De plus, Seven Days a créé un site Web complémentaire intitulé All Our Hearts, qui a été lancé en septembre, avec des témoignages de personnes touchées par cette consommation d’opioïdes. Les familles peuvent y soumettre un formulaire décrivant leur être cher, et une personne du journal fera un suivi pour faire une interview.

10- WKMG TV

En 2016, le présentateur Matt Austin a eu un accident de la circulation avec un chauffeur qui envoyait des SMS en conduisant. Il a découvert ensuite que le conducteur n’avait pas eu de contravention, car la Floride avait une des législations les plus faibles du pays sur le sujet.
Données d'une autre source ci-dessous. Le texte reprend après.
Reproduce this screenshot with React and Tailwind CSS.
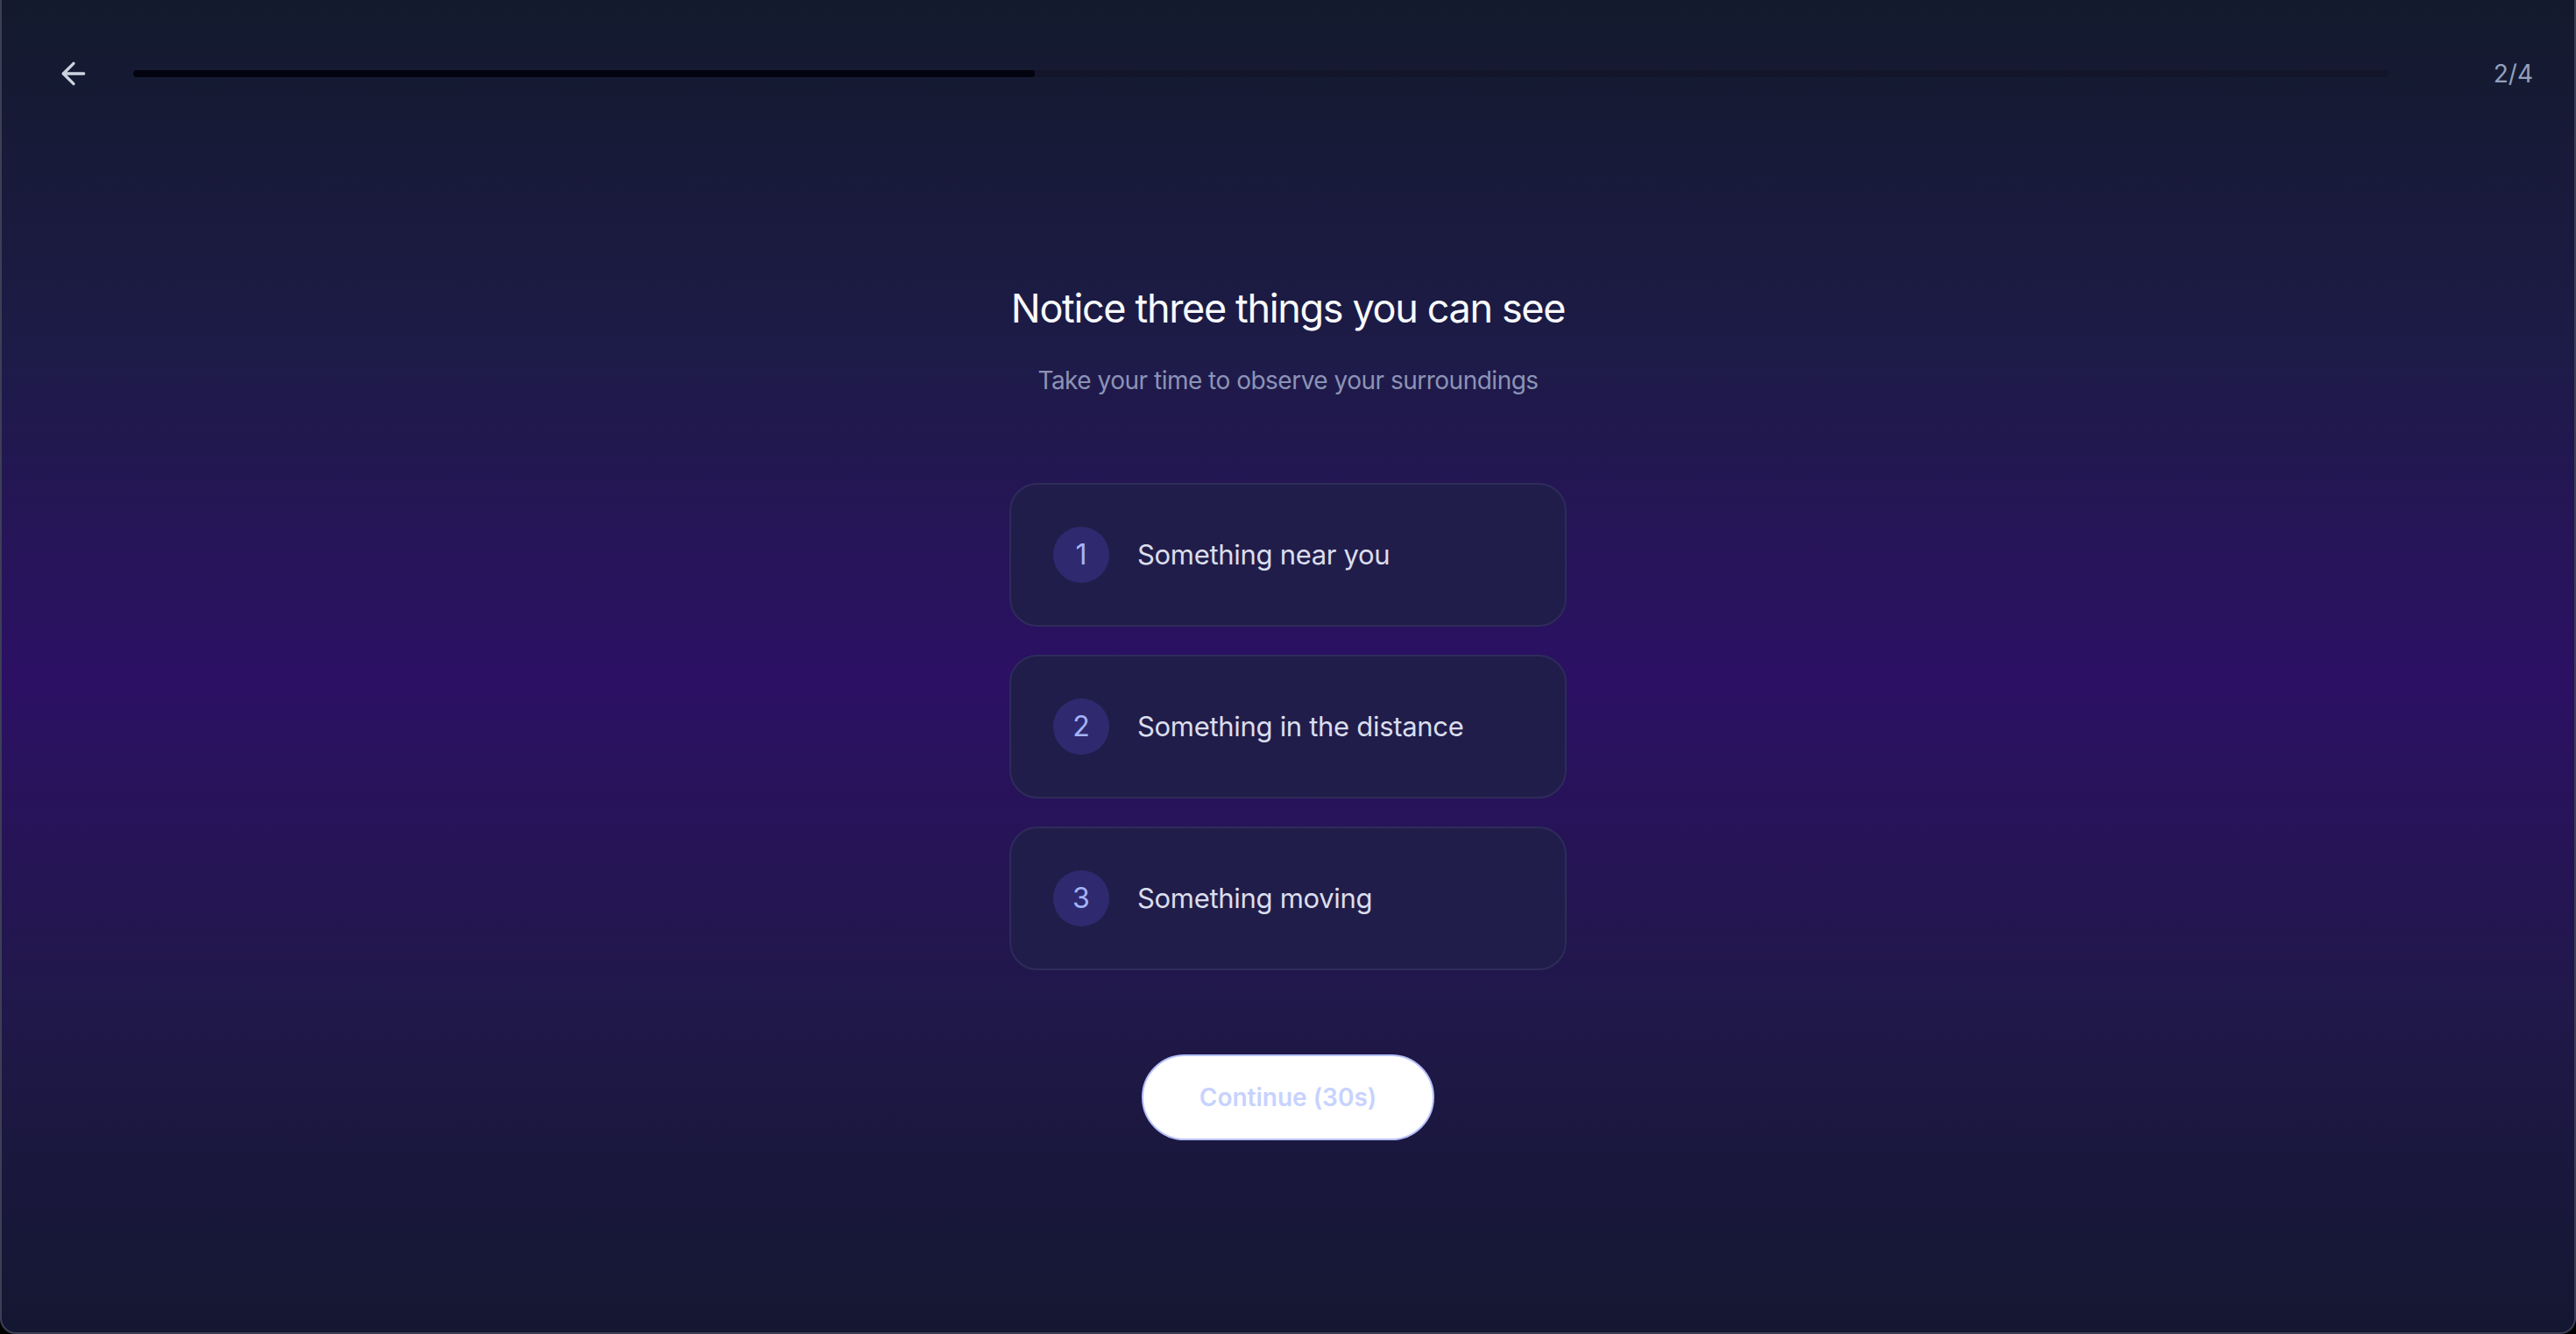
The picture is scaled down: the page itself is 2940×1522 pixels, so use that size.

Matt Austin a alors décidé d’effectuer un reportage télévisé racontant son histoire et les raisons pour lesquelles il estimait que la loi devait être revue. Un grand succès qui a mobilisé de nombreux spectateurs ayant connu une histoire similaire, élargissant ainsi l’audience traditionnelle de WKMG TV.

Le journaliste a alors décidé de mener un combat en allant à la rencontre des politiques pour faire changer la loi. Les nombreuses vidéos, diffusées avec succès sur les réseaux sociaux, ont à leur tour mobilisé les électeurs et abouti à une révision de la loi en 2019. Un bel exemple de journalisme engagé.